(Items from a dataset)
********************

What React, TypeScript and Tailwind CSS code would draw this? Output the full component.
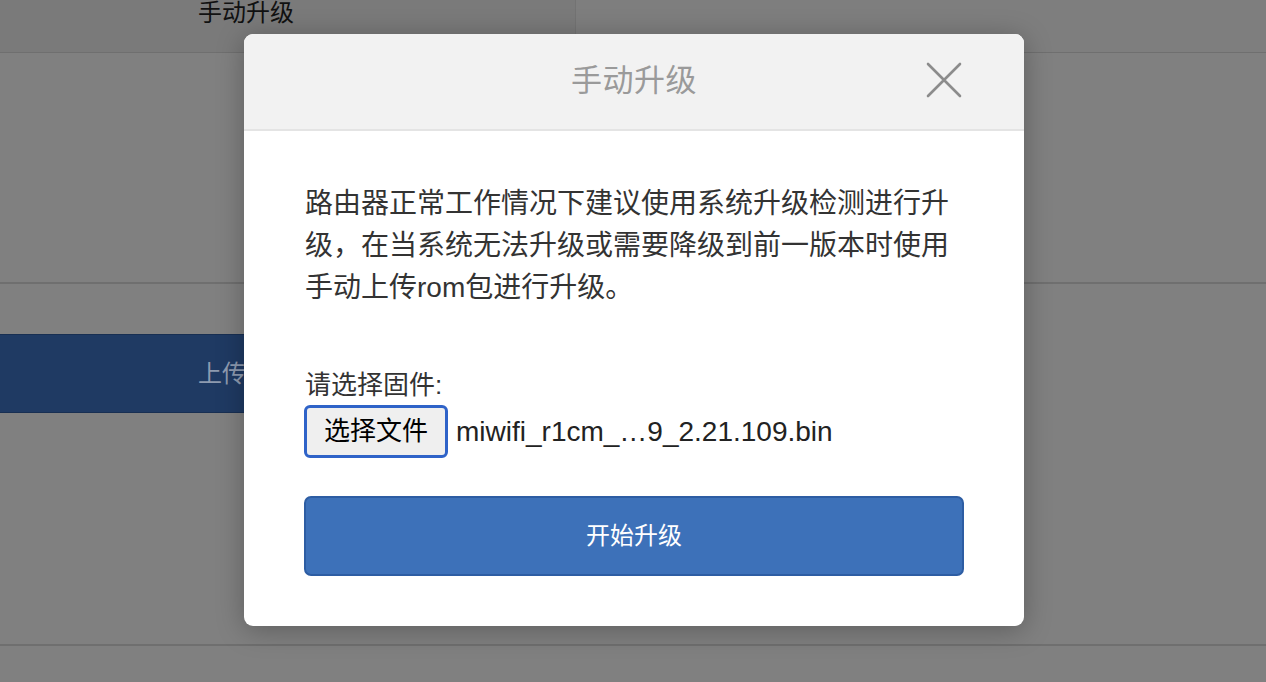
import React from "react";

const FONT = '"Liberation Sans", "Noto Sans CJK SC", Arial, sans-serif';

function CloseIcon() {
  return (
    <svg width="36" height="36" viewBox="0 0 36 36" fill="none">
      <path d="M2 2 L34 34 M34 2 L2 34" stroke="#8c8c8c" strokeWidth="2.6" strokeLinecap="round" />
    </svg>
  );
}

export default function App() {
  return (
    <div className="relative w-[1266px] h-[682px] overflow-hidden bg-[#808080]" style={{ fontFamily: FONT }}>
      {/* dimmed background page */}
      <div className="flex flex-col">
        <div className="flex h-[53px] border-b border-[#6f6f6f]">
          <div className="w-[576px] bg-[#7a7a7a] border-r border-[#737373] pl-[198px] pt-0">
            <span className="block text-[24px] leading-[26px] text-[#111111]">手动升级</span>
          </div>
          <div className="flex-1 bg-[#7e7e7e]" />
        </div>
        <div className="h-[231px] border-b-2 border-[#6f6f6f]" />
        <div className="h-[50px]" />
        <div className="flex items-center h-[79px] w-[700px] bg-[#1f3a63] border-y border-[#182f52] pl-[198px]">
          <span className="text-[24px] text-[#8e9bb0]">上传并升级</span>
        </div>
        <div className="h-[233px] border-b-2 border-[#6f6f6f]" />
      </div>

      {/* modal layer */}
      <div className="absolute inset-0 flex justify-center pt-[34px] pl-[2px]">
        <div className="w-[780px] h-[592px] bg-white rounded-[9px] overflow-hidden shadow-[0_4px_28px_rgba(0,0,0,0.28)] flex flex-col">
          <div className="relative h-[97px] bg-[#f2f2f2] border-b-2 border-[#e4e4e4] flex items-center justify-center shrink-0">
            <span className="text-[31px] text-[#9a9a9a] tracking-[0.5px]">手动升级</span>
            <div className="absolute right-[62px] top-[28px]">
              <CloseIcon />
            </div>
          </div>
          <div className="flex flex-col pl-[60px] pr-[60px] pt-[52px]">
            <p className="pl-[1px] text-[28px] leading-[42px] text-[#333333]">
              路由器正常工作情况下建议使用系统升级检测进行升级，在当系统无法升级或需要降级到前一版本时使用手动上传rom包进行升级。
            </p>
            <div className="pl-[1px] mt-[59px] text-[26px] leading-[34px] text-[#333333]">请选择固件:</div>
            <div className="mt-[3px] flex items-center">
              <div className="h-[53px] px-[17px] flex items-center rounded-[6px] border-[3px] border-[#2f63c8] bg-[#efefef] text-[26px] text-black">
                选择文件
              </div>
              <span className="ml-[8px] text-[28px] text-[#222222]">miwifi_r1cm_…9_2.21.109.bin</span>
            </div>
            <div className="mt-[38px] h-[80px] rounded-[7px] bg-[#3d71b9] border-2 border-[#2d5da3] flex items-center justify-center text-[24px] text-white">
              开始升级
            </div>
          </div>
        </div>
      </div>
    </div>
  );
}
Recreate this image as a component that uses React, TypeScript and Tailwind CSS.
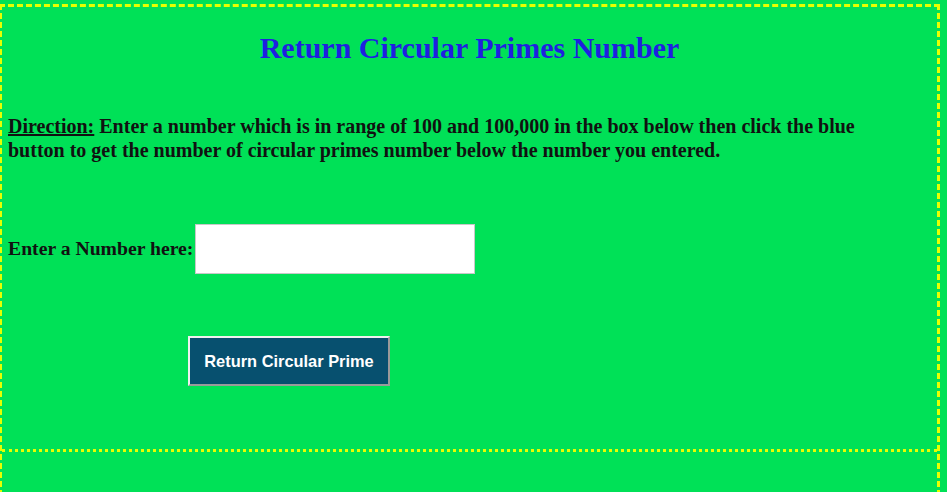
export default function App() {
  return (
    <div className="h-[492px] w-full overflow-hidden bg-[#00e157]" style={{ fontFamily: '"Liberation Serif", "Times New Roman", serif' }}>
      <div className="ml-[-1px] mt-[4px] h-[600px] w-[941px] border-[3px] border-dashed border-[#e8ff00] border-b-0">
        <div className="h-[445px] border-b-[3px] border-dotted border-[#e8ff00] px-[6px]">
          <h1 className="pt-[23px] text-center text-[30px] font-bold leading-[36px] text-[#1f1fe0]">
            Return Circular Primes Number
          </h1>
          <p className="mt-[48px] w-[880px] text-[20px] font-bold leading-[24px] text-[#111]">
            <span className="underline">Direction:</span> Enter a number which is in range of 100 and 100,000 in the box below then click the blue button to get the number of circular primes number below the number you entered.
          </p>
          <div className="mt-[62px] flex items-center">
            <span className="text-[19.7px] font-bold text-[#111]">Enter a Number here:</span>
            <input className="ml-[2px] h-[50px] w-[280px] border border-[#c8c8c8] bg-white" />
          </div>
          <div className="mt-[62px] pl-[180px]">
            <button className="h-[50px] w-[202px] border-[2px] border-t-[#f0f0f0] border-l-[#f0f0f0] border-b-[#9a9a9a] border-r-[#9a9a9a] bg-[#07506f] text-[16.4px] font-bold text-white" style={{ fontFamily: '"Liberation Sans", Arial, sans-serif' }}>
              Return Circular Prime
            </button>
          </div>
        </div>
      </div>
    </div>
  );
}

********************

REQUIREMENT:
Every line from the one containing "Recreate this image" through the last line of the data is to be retyped exactly, with nothing added and no pictures included.

ANSWER IN FULL:
Recreate this image as a component that uses React, TypeScript and Tailwind CSS.
export default function App() {
  return (
    <div className="h-[492px] w-full overflow-hidden bg-[#00e157]" style={{ fontFamily: '"Liberation Serif", "Times New Roman", serif' }}>
      <div className="ml-[-1px] mt-[4px] h-[600px] w-[941px] border-[3px] border-dashed border-[#e8ff00] border-b-0">
        <div className="h-[445px] border-b-[3px] border-dotted border-[#e8ff00] px-[6px]">
          <h1 className="pt-[23px] text-center text-[30px] font-bold leading-[36px] text-[#1f1fe0]">
            Return Circular Primes Number
          </h1>
          <p className="mt-[48px] w-[880px] text-[20px] font-bold leading-[24px] text-[#111]">
            <span className="underline">Direction:</span> Enter a number which is in range of 100 and 100,000 in the box below then click the blue button to get the number of circular primes number below the number you entered.
          </p>
          <div className="mt-[62px] flex items-center">
            <span className="text-[19.7px] font-bold text-[#111]">Enter a Number here:</span>
            <input className="ml-[2px] h-[50px] w-[280px] border border-[#c8c8c8] bg-white" />
          </div>
          <div className="mt-[62px] pl-[180px]">
            <button className="h-[50px] w-[202px] border-[2px] border-t-[#f0f0f0] border-l-[#f0f0f0] border-b-[#9a9a9a] border-r-[#9a9a9a] bg-[#07506f] text-[16.4px] font-bold text-white" style={{ fontFamily: '"Liberation Sans", Arial, sans-serif' }}>
              Return Circular Prime
            </button>
          </div>
        </div>
      </div>
    </div>
  );
}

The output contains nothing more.